EarthSky Community Photos
Updates on Your Cosmos and World
Stellarvue SV80A with 0.8x FF/FR
Canon T3i (LPF-2 mod)
Flats and Bias Frames
Photoshop CC & Lightroom
Heart of the Galaxy - The Heart Nebula
Appropriate for the month of love is this photo of The Heart Nebula, which is a large cloud of ionized hydrogen gas that is illuminated by the numerous hot young stars embedded in it. The glow and shape of the nebula are the result of intense radiation and stellar winds resulting from a small cluster of stars near the nebula's core (known as Melotte 15). The stellar winds flow outward from the hot young stars and have sculpted the shape of the nebula by pushing clouds of dust and gas outward from the core.
This feature lies ~7,500 light years away in the Perseus arm of our Galaxy and is located in the night sky near Cassiopeia. With an approximate width of 200 light years, this emission nebula is huge and spans about 2.5 degrees on the sky (nearly the width of 5 full moons).
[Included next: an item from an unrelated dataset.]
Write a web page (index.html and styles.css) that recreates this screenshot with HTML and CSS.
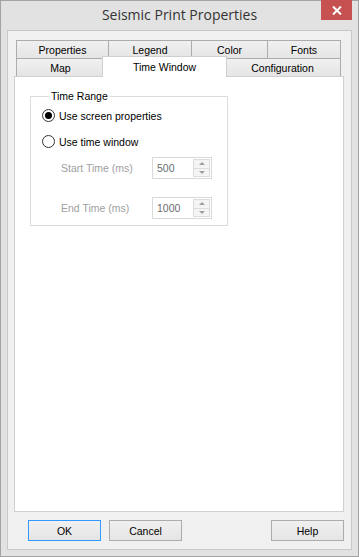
FILE: index.html
```html
<!DOCTYPE html>
<html>
<head>
<meta charset="utf-8">
<link rel="stylesheet" href="styles.css">
</head>
<body>
<div class="window">
  <div class="titlebar">
    <span></span>
    <span class="title">Seismic Print Properties</span>
    <div class="close-wrap">
      <div class="close">
        <svg width="10" height="9" viewBox="0 0 10 9"><path d="M1 0.5 L9 8.5 M9 0.5 L1 8.5" stroke="#fff" stroke-width="2"/></svg>
      </div>
    </div>
  </div>
  <div class="client">
    <div class="tabs">
      <div class="tabrow">
        <div class="tab w-prop">Properties</div>
        <div class="tab w-leg">Legend</div>
        <div class="tab w-col">Color</div>
        <div class="tab w-font">Fonts</div>
      </div>
      <div class="tabrow">
        <div class="tab w-map">Map</div>
        <div class="tab active w-tw">Time Window</div>
        <div class="tab w-conf">Configuration</div>
      </div>
    </div>
    <div class="panel">
      <fieldset class="group">
        <legend>Time Range</legend>
        <div class="radio-row"><span class="radio checked"></span><span>Use screen properties</span></div>
        <div class="radio-row last"><span class="radio"></span><span>Use time window</span></div>
        <div class="field-row">
          <span class="label">Start Time (ms)</span>
          <div class="spin"><span class="value">500</span><div class="spin-btns"><div class="sb"><span class="up"></span></div><div class="sb"><span class="down"></span></div></div></div>
        </div>
        <div class="field-row">
          <span class="label">End Time (ms)</span>
          <div class="spin"><span class="value">1000</span><div class="spin-btns"><div class="sb"><span class="up"></span></div><div class="sb"><span class="down"></span></div></div></div>
        </div>
      </fieldset>
    </div>
    <div class="buttons">
      <div class="btn default">OK</div>
      <div class="btn">Cancel</div>
      <div class="spacer"></div>
      <div class="btn">Help</div>
    </div>
  </div>
</div>
</body>
</html>
```

FILE: styles.css
```css
* { box-sizing: border-box; }
html, body { margin: 0; padding: 0; background: #ffffff; }
body { font-family: "Liberation Sans", Arial, sans-serif; font-size: 10.5px; color: #000; }

.window {
  width: 359px;
  height: 557px;
  border: 1px solid #a3a3a3;
  background: #e2e2e2;
  display: flex;
  flex-direction: column;
}

.titlebar {
  height: 29px;
  display: grid;
  grid-template-columns: 1fr auto 1fr;
  align-items: start;
}
.title {
  font-family: "Open Sans", "Noto Sans", sans-serif;
  font-size: 14px;
  color: #333;
  line-height: 28px;
  white-space: nowrap;
}
.close-wrap { display: flex; justify-content: flex-end; padding-right: 6px; }
.close {
  width: 31px;
  height: 20px;
  margin-top: -1px;
  background: #c75050;
  display: flex;
  align-items: center;
  justify-content: center;
}

.client {
  flex: 1;
  margin: 0 6px 6px 6px;
  border: 1px solid #c8c8c8;
  background: #f0f0f0;
  padding: 9px 7px 8px 6px;
  display: flex;
  flex-direction: column;
}

.tabs { margin-left: 2px; }
.tabrow { display: flex; height: 18px; }
.tab {
  height: 18px;
  border: 1px solid #acacac;
  border-bottom: none;
  background: linear-gradient(#f0f0f0, #e5e5e5);
  display: flex;
  align-items: center;
  justify-content: center;
  margin-left: -1px;
  white-space: nowrap;
}
.tab:first-child { margin-left: 0; }
.w-prop { width: 93px; }
.w-leg { width: 84px; }
.w-col { width: 77px; }
.w-font { width: 74px; }
.w-map { width: 89px; }
.w-tw { width: 125px; }
.w-conf { width: 117px; }
.tab.active {
  height: 21px;
  margin: -2px -2px -1px -3px;
  background: #ffffff;
  border-color: #d0d0d0;
  position: relative;
  z-index: 1;
  padding-bottom: 1px;
}
.tab.active + .tab { margin-left: -1px; }

.panel {
  height: 436px;
  background: #ffffff;
  border: 1px solid #d0d0d0;
  padding: 13px 0 0 15px;
}

.group {
  width: 198px;
  height: 136px;
  margin: 0;
  padding: 6px 0 0 11px;
  border: 1px solid #dcdcdc;
}
.group legend {
  padding: 0 2px;
  margin-left: 7px;
  line-height: 13px;
}

.radio-row {
  display: flex;
  align-items: center;
  gap: 4px;
  height: 13px;
  margin-bottom: 13px;
}
.radio-row.last { margin-bottom: 9px; }
.radio {
  width: 13px;
  height: 13px;
  border-radius: 50%;
  border: 1px solid #333;
  background: #fff;
  display: flex;
  align-items: center;
  justify-content: center;
}
.radio.checked::after {
  content: "";
  width: 7px;
  height: 7px;
  border-radius: 50%;
  background: #000;
}

.field-row {
  display: flex;
  align-items: center;
  height: 22px;
  margin-bottom: 18px;
  padding-left: 19px;
}
.label { width: 91px; color: #a0a0a0; }
.spin {
  width: 60px;
  height: 22px;
  border: 1px solid #d9d9d9;
  background: #fff;
  display: flex;
  align-items: center;
  padding: 1px;
}
.value { flex: 1; color: #6d6d6d; padding-left: 3px; }
.spin-btns { width: 17px; height: 18px; display: flex; flex-direction: column; }
.sb {
  flex: 1;
  border: 1px solid #dcdcdc;
  background: #f4f4f4;
  display: flex;
  align-items: center;
  justify-content: center;
}
.sb + .sb { border-top: none; }
.up { width: 0; height: 0; border-left: 3px solid transparent; border-right: 3px solid transparent; border-bottom: 3px solid #a0a0a0; }
.down { width: 0; height: 0; border-left: 3px solid transparent; border-right: 3px solid transparent; border-top: 3px solid #a0a0a0; }

.buttons {
  display: flex;
  margin-top: 8px;
  padding-left: 14px;
}
.btn {
  width: 73px;
  height: 21px;
  border: 1px solid #acacac;
  background: linear-gradient(#f0f0f0, #e5e5e5);
  display: flex;
  align-items: center;
  justify-content: center;
  margin-right: 8px;
}
.btn.default { border-color: #3399ff; }
.spacer { flex: 1; }
.buttons .btn:last-child { margin-right: 0; }
```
I captured this image using a Stellarvue 80mm refractor telescope with a Celestron Advanced VX mount auto guided with an Orion 60mm guidescope and QHY 5L-II mono guide camera, and a Canon EOS T3i that has been modified by removing the LPF2 filter thereby making it extremely sensitive to the wavelength of light emitted by ionized hydrogen. 40 light frames were taken at ISO 400 and 240 seconds. Dark frames, flat frames, and bias frames were collected. Image processing completed in Pixinsight 1.8 and Photoshop CC with adjustments in Lightroom.